Swiss Federal Office for Customs and Border Security

The Federal Office for Customs and Border Security (FOCBS) (German Bundesamt für Zoll und Grenzsicherheit (BAZG); French Office fédéral de la douane et de la sécurité des frontières (OFDF); Italian Ufficio Federale della dogana e della sicurezza dei confini (UDSC); Rhaeto-Romanic Uffizi federal de la duana e de la segirezza dals cunfins (UDSC)) is a federal agency of the Swiss Confederation. It is an office of the Federal Department of Finance.

Prior to 1 January 2022, it was known as the Federal Customs Administration.

== Tasks ==
Several thousand tones of goods cross the Swiss border every day. The FOCBS experts check whether the goods have been registered correctly, set taxes and duties, and ensure compliance with regulations to protect the population and the economy. Together with domestic and foreign partner authorities, the FOCBS also fulfills tasks in the area of security and migration in the border area, as well as in rail traffic and at airports.

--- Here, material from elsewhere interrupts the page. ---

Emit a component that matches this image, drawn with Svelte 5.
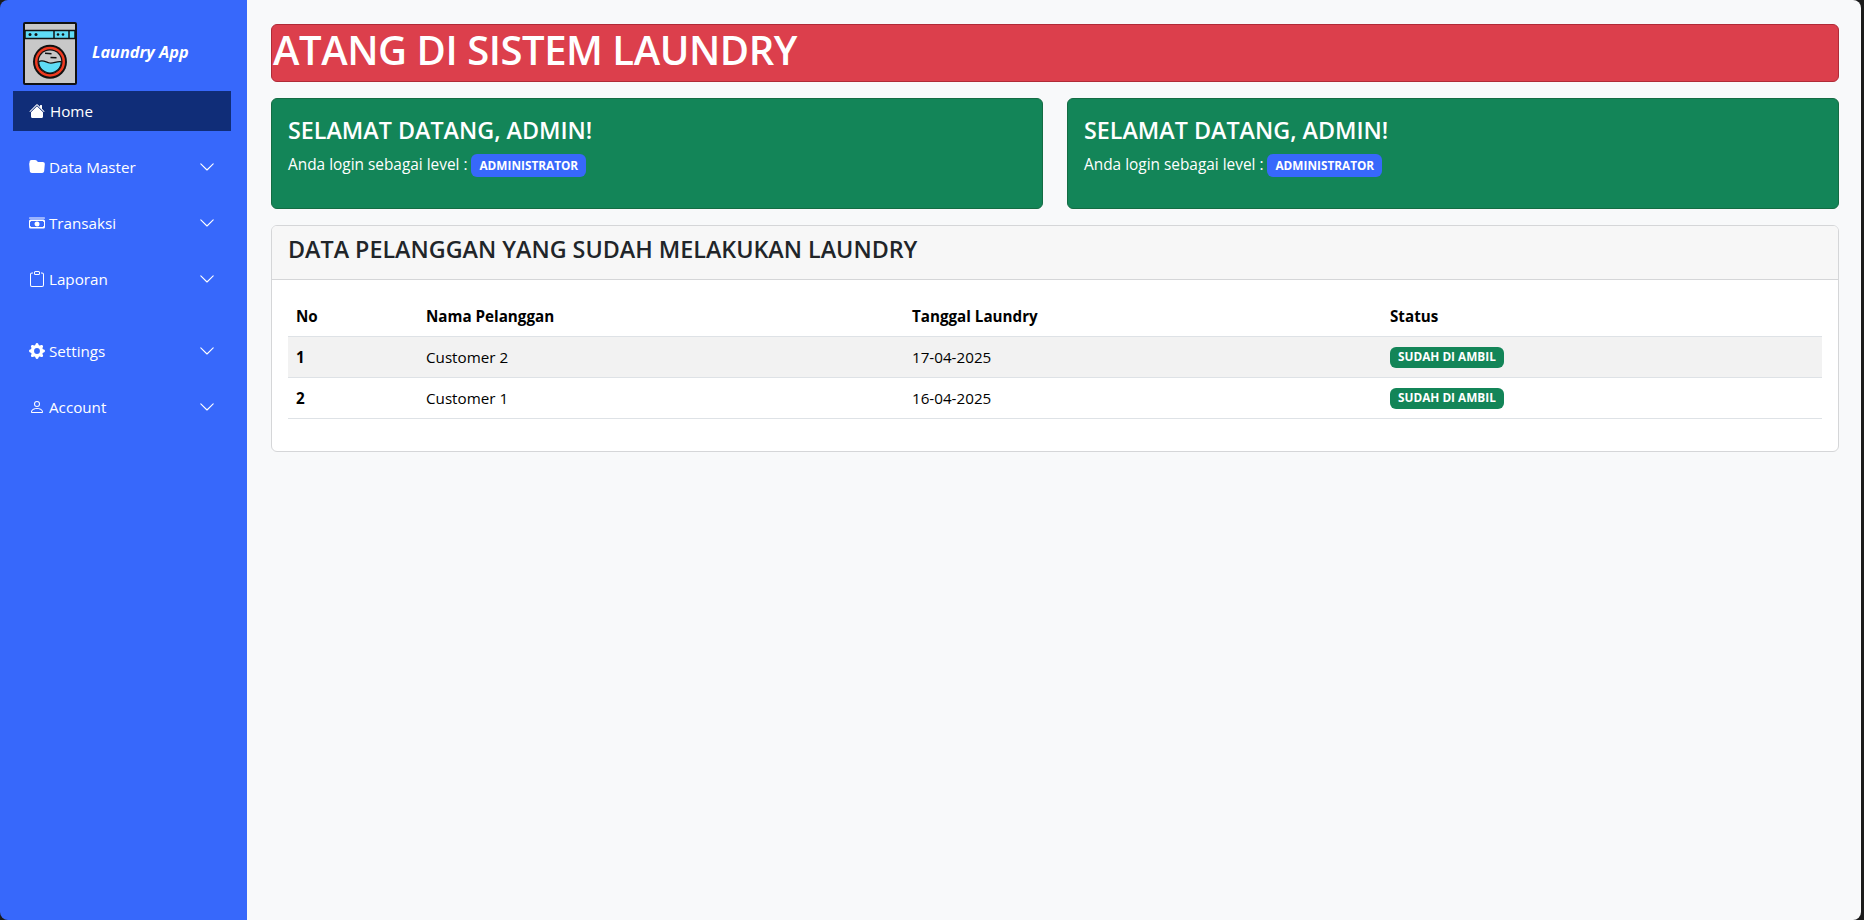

== Organization and responsibilities ==
The headquarters of the Federal Office of Customs and Border Security is in Bern. The Swiss customs area is divided into six regions.

- Customs North: Basel-Stadt, Basel-Landschaft, Aargau
- Customs Northeast: Schaffhausen, Thurgau, Zurich, Zug, Schwyz, Lucerne, Obwalden, Nidwalden, Glarus
- Customs East: St. Gallen, Appenzell Innerrhoden, Appenzell Outerrhoden, Graubünden, Principality of Liechtenstein
- Customs South: Uri, Ticino
- Customs West: Geneva, Vaud, Valais
- Central Customs: Jura, Nauenberg, Bern, Freiburg, Solothurn

The Federal Office of Customs and Border Security is not only responsible for Switzerland but also for the German municipality and exclave of Büsingen am Hochrhein and the Principality of Liechtenstein. Until the end of 2019, the Italian municipality and exclave of Campione d'Italia was also a de facto Swiss customs area.

== Transformation ==
As part of the DaziT transformation program, the FOCBS will gradually develop further until 2026. In addition to process simplification and digitization, the legal basis will also be adjusted (total revision of the customs law). The previous professions of "customs specialist" and "border guard" will be combined in the new job profile of "customs and border security specialist", and work equipment and infrastructure will be geared towards greater flexibility and mobility. As part of this, the authority was renamed from Federal Customs Administration into its current name on 1 January 2022.

The reform efforts are sometimes sharply criticized. In particular, the planned expansion of powers, armament and uniforms were questioned.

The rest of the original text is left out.